-- Given exercise --
From the listing below, work out how many lines contain "this". Reply with that number only.
## BEGIN Record set
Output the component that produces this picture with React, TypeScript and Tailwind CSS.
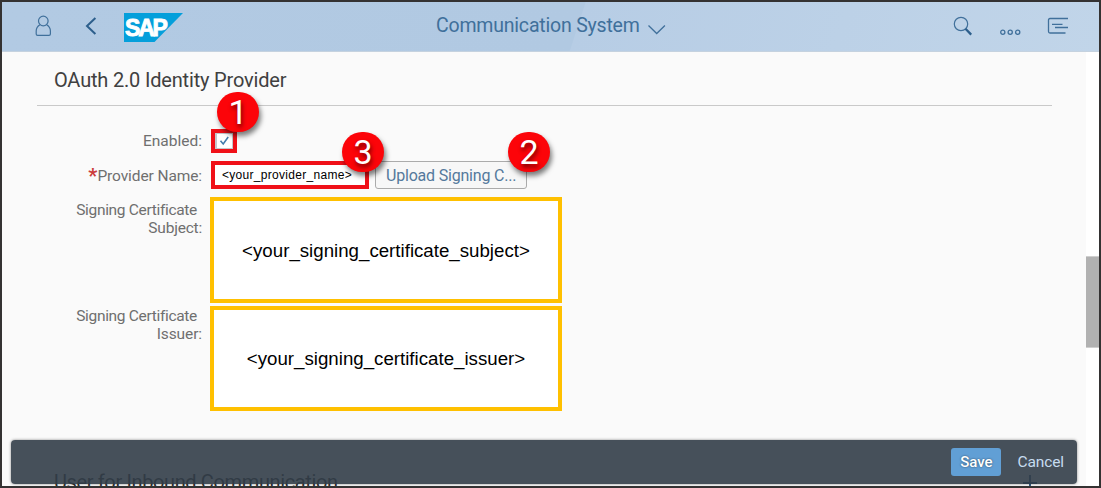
import type { ReactNode } from "react";

function Callout({ n, className }: { n: number; className: string }) {
  return (
    <span
      className={`absolute z-10 flex h-[40px] w-[42px] items-center justify-center rounded-full bg-[#fc0409] text-[34px] leading-none tracking-normal text-white shadow-[2px_4px_5px_rgba(0,0,0,0.5)] [text-shadow:1px_3px_4px_rgba(70,0,0,0.8)] ${className}`}
    >
      {n}
    </span>
  );
}

function Label({ children }: { children: ReactNode }) {
  return (
    <div className="w-[200px] shrink-0 whitespace-nowrap text-right text-[15.5px] leading-[18px] text-[#6f6f6f]">
      {children}
    </div>
  );
}

function Header() {
  return (
    <header className="flex h-[50px] shrink-0 items-start border-b border-[#c5d2df] bg-[linear-gradient(108deg,#b2cae3_0%,#b1c9e2_52.4%,#b7cde5_52.5%,#c1d5e9_100%)] text-[#40709b]">
      <svg className="ml-[33px] mt-[13px] h-[22px] w-[18px] shrink-0" viewBox="0 0 18 22" fill="none" stroke="currentColor" strokeWidth="1.2">
        <circle cx="8.3" cy="6" r="4.8" />
        <path d="M4.9 9.8C2.3 11.4 1.2 13.2 1.2 16V19a1.4 1.4 0 0 0 1.4 1.4H14a1.4 1.4 0 0 0 1.4-1.4V16c0-2.8-1.1-4.6-3.7-6.2" />
      </svg>
      <svg className="ml-[30px] mt-[14px] h-[20px] w-[14px] shrink-0" viewBox="0 0 14 20" fill="none" stroke="#2d5f8c" strokeWidth="2">
        <path d="M12.4 2 4 10l8.4 8" />
      </svg>
      <div className="relative ml-[27px] mt-[11px] h-[29px] w-[59px] shrink-0">
        <svg className="block h-[29px] w-[59px]" viewBox="0 0 59 29">
          <path d="M0 0H59L30.5 29H0Z" fill="#049fdb" />
        </svg>
        <span className="absolute left-[1px] top-[4px] font-['Liberation_Sans',sans-serif] text-[23px] font-bold leading-[23px] tracking-[-2.2px] text-white [-webkit-text-stroke:0.9px_white]">
          SAP
        </span>
      </div>
      <h1 className="ml-[253px] mt-[11px] w-[204px] shrink-0 whitespace-nowrap text-[19.5px] leading-[26px] tracking-[-0.2px]">
        Communication System
      </h1>
      <svg className="ml-[7px] mt-[21px] h-[13px] w-[20px] shrink-0" viewBox="0 0 20 13" fill="none" stroke="currentColor" strokeWidth="1.3">
        <path d="m1.5 2.5 8.2 8 8.2-8" />
      </svg>
      <svg className="ml-auto mt-[14px] h-[22px] w-[20px] shrink-0" viewBox="0 0 20 22" fill="none" stroke="currentColor" strokeWidth="1.2">
        <circle cx="8" cy="8" r="6.7" />
        <path d="m12.5 12.8 5.7 5.8" stroke="#2d5f8c" strokeWidth="2.3" />
      </svg>
      <svg className="ml-[26px] mt-[26px] h-[8px] w-[24px] shrink-0" viewBox="0 0 24 8" fill="none" stroke="currentColor" strokeWidth="1.3">
        <circle cx="3.8" cy="4.3" r="2.1" />
        <circle cx="11.2" cy="4.3" r="2.1" />
        <circle cx="18.7" cy="4.3" r="2.1" />
      </svg>
      <svg className="ml-[24px] mr-[30px] mt-[15px] h-[18px] w-[22px] shrink-0" viewBox="0 0 22 18" fill="none" stroke="currentColor" strokeWidth="1.3">
        <path d="M21 1.5H3Q1.5 1.5 1.5 3V14.5Q1.5 16 3 16H18.500M5 7.3H15.500M8 10.5H21" />
      </svg>
    </header>
  );
}

export default function App() {
  return (
    <div className="relative flex h-[488px] w-[1101px] flex-col overflow-hidden border-2 border-[#343232] bg-white font-[Roboto,sans-serif]">
      <Header />
      <div className="flex min-h-0 flex-1">
        <main className="w-[1084px] shrink-0 overflow-hidden bg-[#fafafa]">
          <h2 className="ml-[35px] h-[54px] w-[1015px] border-b border-[#c9c9c9] pl-[17px] pt-[14px] text-[20px] leading-[28px] tracking-[-0.18px] text-[#404040]">
            OAuth 2.0 Identity Provider
          </h2>
          <div className="flex pt-[23px]">
            <Label>
              <span className="relative top-[3px]">Enabled:</span>
            </Label>
            <div className="relative ml-[9px] flex h-[24px] w-[26px] items-center justify-center border-4 border-[#f01018] bg-[#c4c8cc]">
              <span className="flex h-[14px] w-[15px] items-center justify-center bg-white">
                <svg className="h-[10px] w-[11px]" viewBox="0 0 11 10" fill="none" stroke="#427cac" strokeWidth="1.6">
                  <path d="m1.5 4.8 2.7 3.2L9.200 1" />
                </svg>
              </span>
              <Callout n={1} className="-top-[41px] left-[2px]" />
            </div>
          </div>
          <div className="flex pt-[8px]">
            <Label>
              <span className="relative top-[6px]">
                <span className="relative top-[2px] text-[20px] font-bold leading-[10px] text-[#cc3b3b]">*</span>
                <span className="tracking-[-0.1px]">Provider Name:</span>
              </span>
            </Label>
            <div className="relative ml-[9px] h-[28px] w-[158px] border-4 border-[#f01018] bg-white pl-[7px] font-['Liberation_Sans',sans-serif] text-[12px] leading-[20px] tracking-[0.3px] text-black">
              &lt;your_provider_name&gt;
              <Callout n={3} className="-top-[33px] left-[127px] font-[Roboto,sans-serif]" />
            </div>
            <button className="relative ml-[6px] h-[28px] w-[152px] rounded-[3px] border border-[#ababab] bg-[#f7f7f7] pl-[10px] text-left text-[16px] leading-[27px] tracking-[-0.2px] text-[#54799c]">
              <span className="whitespace-nowrap">Upload Signing C...</span>
              <Callout n={2} className="-top-[30px] left-[132px]" />
            </button>
          </div>
          <div className="flex pt-[8px]">
            <Label>
              <div className="pr-[5px] pt-[4px] tracking-[-0.32px]">Signing Certificate</div>
              <div className="tracking-[-0.2px]">Subject:</div>
            </Label>
            <div className="ml-[8px] flex h-[106px] w-[352px] items-center justify-center border-4 border-[#ffc000] bg-white pt-[2px] font-['Liberation_Sans',sans-serif] text-[18.7px] text-black">
              &lt;your_signing_certificate_subject&gt;
            </div>
          </div>
          <div className="flex pt-[3px]">
            <Label>
              <div className="pr-[5px] pt-[1px] tracking-[-0.32px]">Signing Certificate</div>
              <div className="tracking-[-0.1px]">Issuer:</div>
            </Label>
            <div className="ml-[8px] flex h-[105px] w-[352px] items-center justify-center border-4 border-[#ffc000] bg-white pt-[2px] font-['Liberation_Sans',sans-serif] text-[18.7px] text-black">
              &lt;your_signing_certificate_issuer&gt;
            </div>
          </div>
          <div className="flex w-[1036px] items-start justify-between pl-[52px] pt-[57px] text-[20px] leading-[28px] text-[#303030]">
            <h2 className="whitespace-nowrap tracking-[-0.37px]">User for Inbound Communication</h2>
            <svg className="mt-[7px] h-[16px] w-[16px]" viewBox="0 0 16 16" stroke="#1d4d78" strokeWidth="1.8">
              <path d="M8 0V16M1 8H15" />
            </svg>
          </div>
        </main>
        <div className="w-[13px] shrink-0 bg-white pt-[204px]">
          <div className="h-[92px] border-y border-[#cfcfcf] bg-[#b1b1b1]" />
        </div>
      </div>
      <footer className="absolute left-[9px] top-[438px] flex h-[44px] w-[1066px] items-center justify-end rounded-[4px] bg-[#323d48]/90 pr-[13px] shadow-[0_0_3px_rgba(0,0,0,0.45)]">
        <button className="h-[28px] w-[50px] rounded-[3px] bg-[#619fd5] text-[15px] font-medium leading-[29px] text-white [text-shadow:0_0_2px_rgba(0,0,0,0.6)]">
          Save
        </button>
        <button className="ml-[16px] text-[15.5px] leading-[28px] tracking-[-0.1px] text-[#c6dcf0]">Cancel</button>
      </footer>
    </div>
  );
}
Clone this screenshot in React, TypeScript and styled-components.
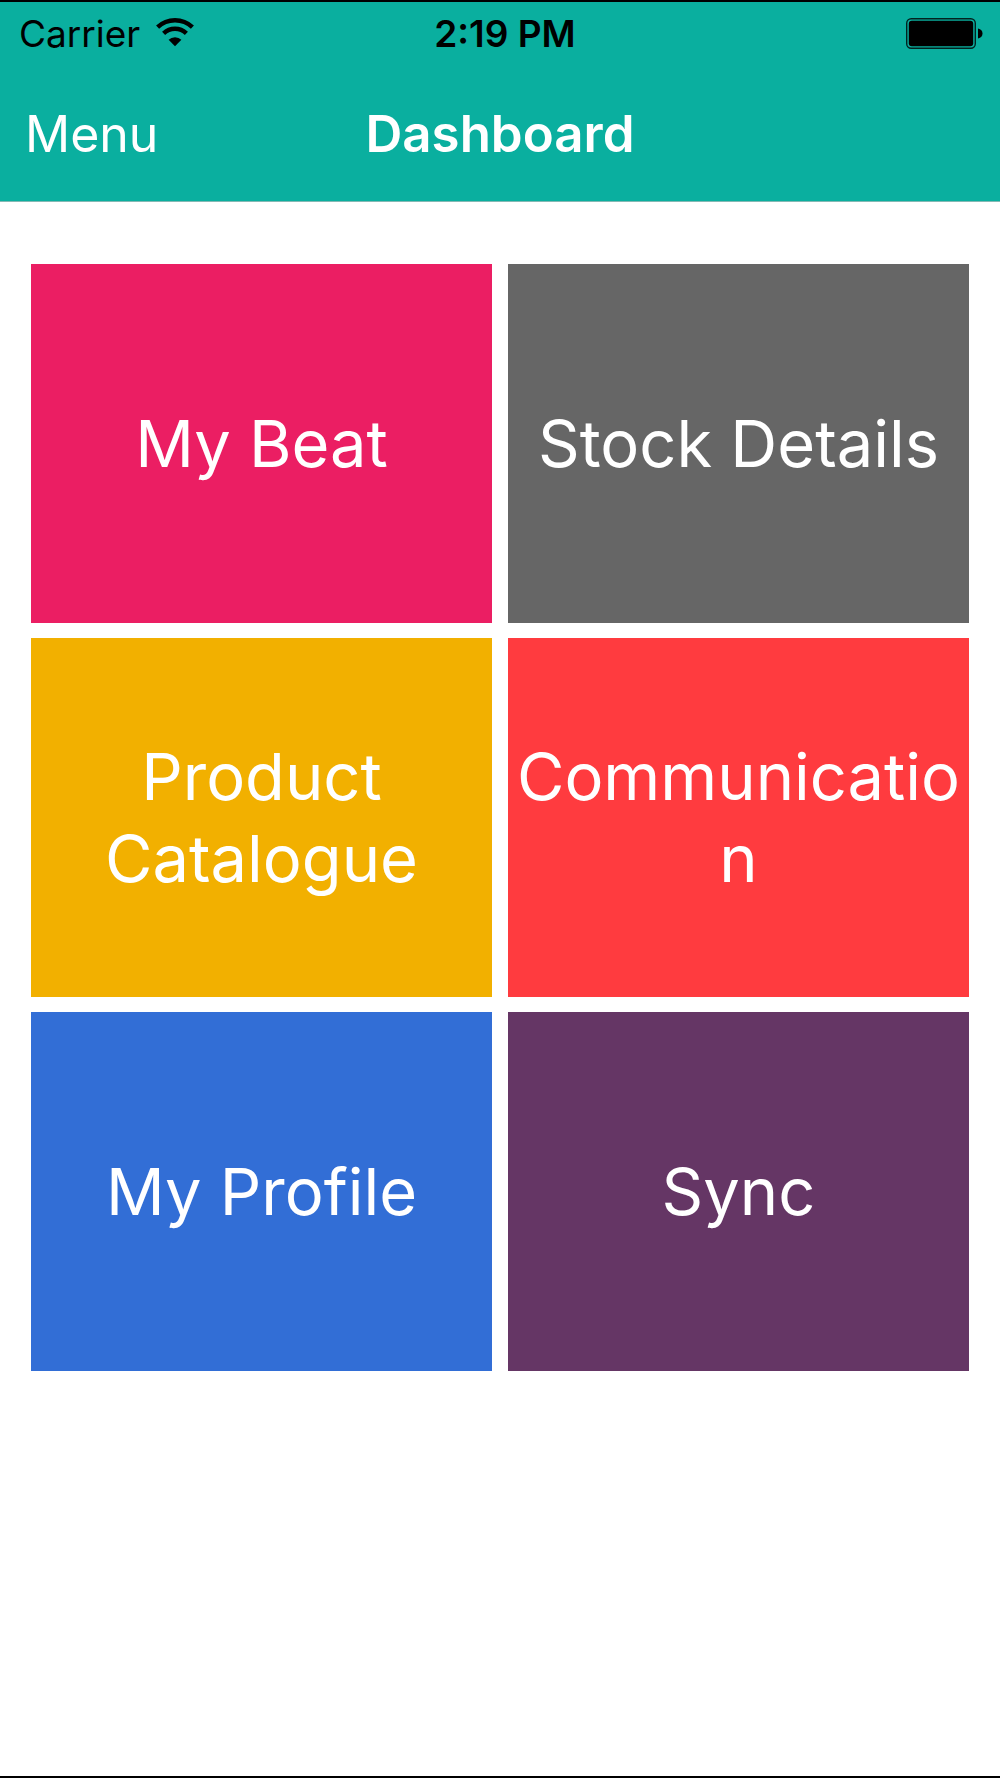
import React from "react";
import styled, { createGlobalStyle } from "styled-components";

const GlobalStyle = createGlobalStyle`
  *, *::before, *::after { box-sizing: border-box; }
  body { margin: 0; background: #fff; }
`;

const Screen = styled.div`
  display: flex;
  flex-direction: column;
  min-height: 100vh;
  border-top: 2px solid #000;
  border-bottom: 2px solid #000;
  background: #fff;
  font-family: Inter, "Liberation Sans", sans-serif;
`;

const Header = styled.header`
  background: #0aaf9f;
  color: #fff;
  border-bottom: 1px solid #84b9b4;
`;

const StatusBar = styled.div`
  display: grid;
  grid-template-columns: 1fr auto 1fr;
  align-items: center;
  height: 64px;
  padding: 0 9px 0 19px;
  color: #000;
  font-size: 37px;
  line-height: 44px;
`;

const Network = styled.div`
  display: flex;
  align-items: center;
  gap: 16px;
`;

const Clock = styled.time`
  font-weight: 600;
`;

const Power = styled.div`
  display: flex;
  justify-content: flex-end;
  padding-right: 8px;
`;

const NavBar = styled.nav`
  display: grid;
  grid-template-columns: 1fr auto 1fr;
  align-items: center;
  height: 135px;
  padding: 0 25px;
`;

const MenuButton = styled.button`
  justify-self: start;
  padding: 0;
  border: 0;
  background: none;
  color: inherit;
  font: inherit;
  font-size: 50px;
  line-height: 64px;
  cursor: pointer;
`;

const Title = styled.h1`
  margin: 0;
  font-size: 51px;
  line-height: 64px;
  font-weight: 600;
`;

const TileGrid = styled.main`
  display: grid;
  grid-template-columns: repeat(2, minmax(0, 1fr));
  grid-auto-rows: 359px;
  gap: 15px 16px;
  padding: 62px 31px;
`;

const Tile = styled.button<{ $color: string }>`
  padding: 0;
  border: 0;
  border-radius: 0;
  background: ${(p) => p.$color};
  color: #fff;
  font: inherit;
  font-size: 65px;
  line-height: 82px;
  text-align: center;
  overflow-wrap: anywhere;
  cursor: pointer;
`;

const tiles = [
  { label: "My Beat", color: "#eb1e63" },
  { label: "Stock Details", color: "#666666" },
  { label: "Product Catalogue", color: "#f2b000" },
  { label: "Communication", color: "#ff3b3f" },
  { label: "My Profile", color: "#326ed6" },
  { label: "Sync", color: "#653665" },
];

const WifiIcon = () => (
  <svg width="38" height="32" viewBox="0 0 38 32" role="img" aria-label="Wi-Fi">
    <g fill="none" stroke="#000" strokeWidth="4.4">
      <path d="M1.600 9.200A25.200 25.200 0 0 1 36.400 9.200" />
      <path d="M7.600 15.400A16.400 16.400 0 0 1 30.400 15.400" />
    </g>
    <path d="M19 28.200L12.600 21.800A9 9 0 0 1 25.400 21.800Z" />
  </svg>
);

const BatteryIcon = () => (
  <svg width="77" height="33" viewBox="0 0 77 33" role="img" aria-label="Battery full">
    <rect x="0.7" y="0.7" width="68.6" height="29.6" rx="4.5" fill="none" stroke="#000" strokeOpacity="0.8" strokeWidth="1.4" />
    <rect x="2.8" y="2.8" width="64.4" height="25.4" rx="3" />
    <path d="M72 10.500C75 11 76.500 13 76.500 15.500S75 20 72 20.500Z" />
  </svg>
);

export default function App() {
  return (
    <>
      <GlobalStyle />
      <Screen>
        <Header>
          <StatusBar>
            <Network>
              <span>Carrier</span>
              <WifiIcon />
            </Network>
            <Clock>2:19 PM</Clock>
            <Power>
              <BatteryIcon />
            </Power>
          </StatusBar>
          <NavBar>
            <MenuButton type="button">Menu</MenuButton>
            <Title>Dashboard</Title>
          </NavBar>
        </Header>
        <TileGrid>
          {tiles.map((tile) => (
            <Tile key={tile.label} type="button" $color={tile.color}>
              {tile.label}
            </Tile>
          ))}
        </TileGrid>
      </Screen>
    </>
  );
}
## END Record set
-- Exercise result --
2